**The task**:
Once the pictures are set aside, transcribe the remaining data exactly.
begin Data extract
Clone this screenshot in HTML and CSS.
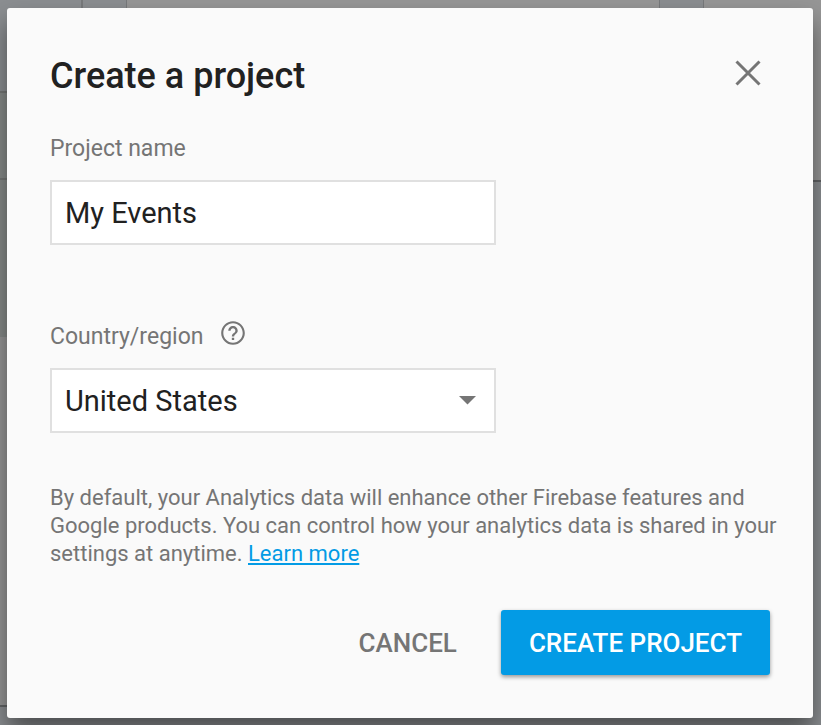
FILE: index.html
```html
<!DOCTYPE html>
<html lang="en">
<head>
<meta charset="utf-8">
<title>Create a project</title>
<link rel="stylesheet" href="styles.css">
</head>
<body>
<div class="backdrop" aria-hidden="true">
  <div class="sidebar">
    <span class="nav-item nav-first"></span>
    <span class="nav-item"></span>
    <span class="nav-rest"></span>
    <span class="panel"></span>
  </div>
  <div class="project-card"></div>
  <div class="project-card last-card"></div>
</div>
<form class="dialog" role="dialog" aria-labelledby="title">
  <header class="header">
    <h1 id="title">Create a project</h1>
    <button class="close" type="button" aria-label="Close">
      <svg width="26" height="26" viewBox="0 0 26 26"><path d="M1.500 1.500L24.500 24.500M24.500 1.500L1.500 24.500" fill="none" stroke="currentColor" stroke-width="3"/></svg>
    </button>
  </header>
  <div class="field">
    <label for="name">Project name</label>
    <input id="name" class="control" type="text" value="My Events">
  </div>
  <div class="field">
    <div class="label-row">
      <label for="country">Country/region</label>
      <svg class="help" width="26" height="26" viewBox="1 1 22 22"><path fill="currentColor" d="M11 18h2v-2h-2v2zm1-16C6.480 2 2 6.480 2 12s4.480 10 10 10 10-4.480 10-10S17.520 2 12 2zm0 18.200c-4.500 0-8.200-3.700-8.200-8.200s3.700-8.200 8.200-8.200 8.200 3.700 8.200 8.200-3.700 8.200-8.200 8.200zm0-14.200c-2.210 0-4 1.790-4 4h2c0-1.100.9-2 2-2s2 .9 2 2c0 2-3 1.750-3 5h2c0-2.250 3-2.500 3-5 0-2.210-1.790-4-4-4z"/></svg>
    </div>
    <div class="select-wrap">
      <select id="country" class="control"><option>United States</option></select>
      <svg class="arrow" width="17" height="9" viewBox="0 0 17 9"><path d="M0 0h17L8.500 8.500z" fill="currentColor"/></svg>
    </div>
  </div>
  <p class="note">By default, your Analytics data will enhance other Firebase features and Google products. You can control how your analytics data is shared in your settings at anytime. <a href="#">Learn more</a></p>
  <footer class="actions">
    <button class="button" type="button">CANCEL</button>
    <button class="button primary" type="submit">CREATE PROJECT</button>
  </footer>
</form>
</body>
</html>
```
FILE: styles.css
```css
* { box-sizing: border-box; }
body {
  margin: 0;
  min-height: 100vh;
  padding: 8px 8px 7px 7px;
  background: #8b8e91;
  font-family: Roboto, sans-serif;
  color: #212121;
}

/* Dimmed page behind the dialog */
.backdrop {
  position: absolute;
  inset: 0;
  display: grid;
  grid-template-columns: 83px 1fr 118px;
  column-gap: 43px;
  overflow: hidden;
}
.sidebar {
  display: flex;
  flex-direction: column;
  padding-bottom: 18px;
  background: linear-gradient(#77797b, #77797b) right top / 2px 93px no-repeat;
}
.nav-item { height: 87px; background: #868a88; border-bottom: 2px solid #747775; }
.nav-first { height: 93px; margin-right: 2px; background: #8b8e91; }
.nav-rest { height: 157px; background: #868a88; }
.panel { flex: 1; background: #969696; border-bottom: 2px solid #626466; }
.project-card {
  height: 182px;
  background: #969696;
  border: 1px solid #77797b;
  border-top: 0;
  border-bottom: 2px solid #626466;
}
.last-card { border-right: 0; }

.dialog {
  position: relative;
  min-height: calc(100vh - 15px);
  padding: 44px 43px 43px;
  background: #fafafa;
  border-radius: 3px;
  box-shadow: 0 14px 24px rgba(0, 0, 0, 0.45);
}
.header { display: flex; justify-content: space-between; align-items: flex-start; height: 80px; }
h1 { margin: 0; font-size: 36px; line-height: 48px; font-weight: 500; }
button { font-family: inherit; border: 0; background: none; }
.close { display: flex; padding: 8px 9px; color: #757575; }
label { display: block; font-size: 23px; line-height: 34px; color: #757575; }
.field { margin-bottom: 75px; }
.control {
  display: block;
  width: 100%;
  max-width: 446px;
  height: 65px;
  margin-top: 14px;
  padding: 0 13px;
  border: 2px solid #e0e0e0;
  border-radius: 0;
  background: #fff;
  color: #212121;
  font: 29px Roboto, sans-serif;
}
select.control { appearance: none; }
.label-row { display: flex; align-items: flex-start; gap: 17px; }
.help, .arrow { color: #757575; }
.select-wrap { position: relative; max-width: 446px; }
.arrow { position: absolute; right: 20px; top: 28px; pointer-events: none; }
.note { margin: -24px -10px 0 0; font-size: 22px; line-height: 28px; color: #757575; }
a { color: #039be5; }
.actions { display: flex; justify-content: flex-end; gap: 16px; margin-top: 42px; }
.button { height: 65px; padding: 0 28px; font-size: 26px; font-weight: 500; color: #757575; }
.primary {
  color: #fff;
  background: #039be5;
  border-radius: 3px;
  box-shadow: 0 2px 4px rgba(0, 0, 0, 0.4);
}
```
end Data extract
**Output below**:
Clone this screenshot in HTML and CSS.
FILE: index.html
```html
<!DOCTYPE html>
<html lang="en">
<head>
<meta charset="utf-8">
<title>Create a project</title>
<link rel="stylesheet" href="styles.css">
</head>
<body>
<div class="backdrop" aria-hidden="true">
  <div class="sidebar">
    <span class="nav-item nav-first"></span>
    <span class="nav-item"></span>
    <span class="nav-rest"></span>
    <span class="panel"></span>
  </div>
  <div class="project-card"></div>
  <div class="project-card last-card"></div>
</div>
<form class="dialog" role="dialog" aria-labelledby="title">
  <header class="header">
    <h1 id="title">Create a project</h1>
    <button class="close" type="button" aria-label="Close">
      <svg width="26" height="26" viewBox="0 0 26 26"><path d="M1.500 1.500L24.500 24.500M24.500 1.500L1.500 24.500" fill="none" stroke="currentColor" stroke-width="3"/></svg>
    </button>
  </header>
  <div class="field">
    <label for="name">Project name</label>
    <input id="name" class="control" type="text" value="My Events">
  </div>
  <div class="field">
    <div class="label-row">
      <label for="country">Country/region</label>
      <svg class="help" width="26" height="26" viewBox="1 1 22 22"><path fill="currentColor" d="M11 18h2v-2h-2v2zm1-16C6.480 2 2 6.480 2 12s4.480 10 10 10 10-4.480 10-10S17.520 2 12 2zm0 18.200c-4.500 0-8.200-3.700-8.200-8.200s3.700-8.200 8.200-8.200 8.200 3.700 8.200 8.200-3.700 8.200-8.200 8.200zm0-14.200c-2.210 0-4 1.790-4 4h2c0-1.100.9-2 2-2s2 .9 2 2c0 2-3 1.750-3 5h2c0-2.250 3-2.500 3-5 0-2.210-1.790-4-4-4z"/></svg>
    </div>
    <div class="select-wrap">
      <select id="country" class="control"><option>United States</option></select>
      <svg class="arrow" width="17" height="9" viewBox="0 0 17 9"><path d="M0 0h17L8.500 8.500z" fill="currentColor"/></svg>
    </div>
  </div>
  <p class="note">By default, your Analytics data will enhance other Firebase features and Google products. You can control how your analytics data is shared in your settings at anytime. <a href="#">Learn more</a></p>
  <footer class="actions">
    <button class="button" type="button">CANCEL</button>
    <button class="button primary" type="submit">CREATE PROJECT</button>
  </footer>
</form>
</body>
</html>
```
FILE: styles.css
```css
* { box-sizing: border-box; }
body {
  margin: 0;
  min-height: 100vh;
  padding: 8px 8px 7px 7px;
  background: #8b8e91;
  font-family: Roboto, sans-serif;
  color: #212121;
}

/* Dimmed page behind the dialog */
.backdrop {
  position: absolute;
  inset: 0;
  display: grid;
  grid-template-columns: 83px 1fr 118px;
  column-gap: 43px;
  overflow: hidden;
}
.sidebar {
  display: flex;
  flex-direction: column;
  padding-bottom: 18px;
  background: linear-gradient(#77797b, #77797b) right top / 2px 93px no-repeat;
}
.nav-item { height: 87px; background: #868a88; border-bottom: 2px solid #747775; }
.nav-first { height: 93px; margin-right: 2px; background: #8b8e91; }
.nav-rest { height: 157px; background: #868a88; }
.panel { flex: 1; background: #969696; border-bottom: 2px solid #626466; }
.project-card {
  height: 182px;
  background: #969696;
  border: 1px solid #77797b;
  border-top: 0;
  border-bottom: 2px solid #626466;
}
.last-card { border-right: 0; }

.dialog {
  position: relative;
  min-height: calc(100vh - 15px);
  padding: 44px 43px 43px;
  background: #fafafa;
  border-radius: 3px;
  box-shadow: 0 14px 24px rgba(0, 0, 0, 0.45);
}
.header { display: flex; justify-content: space-between; align-items: flex-start; height: 80px; }
h1 { margin: 0; font-size: 36px; line-height: 48px; font-weight: 500; }
button { font-family: inherit; border: 0; background: none; }
.close { display: flex; padding: 8px 9px; color: #757575; }
label { display: block; font-size: 23px; line-height: 34px; color: #757575; }
.field { margin-bottom: 75px; }
.control {
  display: block;
  width: 100%;
  max-width: 446px;
  height: 65px;
  margin-top: 14px;
  padding: 0 13px;
  border: 2px solid #e0e0e0;
  border-radius: 0;
  background: #fff;
  color: #212121;
  font: 29px Roboto, sans-serif;
}
select.control { appearance: none; }
.label-row { display: flex; align-items: flex-start; gap: 17px; }
.help, .arrow { color: #757575; }
.select-wrap { position: relative; max-width: 446px; }
.arrow { position: absolute; right: 20px; top: 28px; pointer-events: none; }
.note { margin: -24px -10px 0 0; font-size: 22px; line-height: 28px; color: #757575; }
a { color: #039be5; }
.actions { display: flex; justify-content: flex-end; gap: 16px; margin-top: 42px; }
.button { height: 65px; padding: 0 28px; font-size: 26px; font-weight: 500; color: #757575; }
.primary {
  color: #fff;
  background: #039be5;
  border-radius: 3px;
  box-shadow: 0 2px 4px rgba(0, 0, 0, 0.4);
}
```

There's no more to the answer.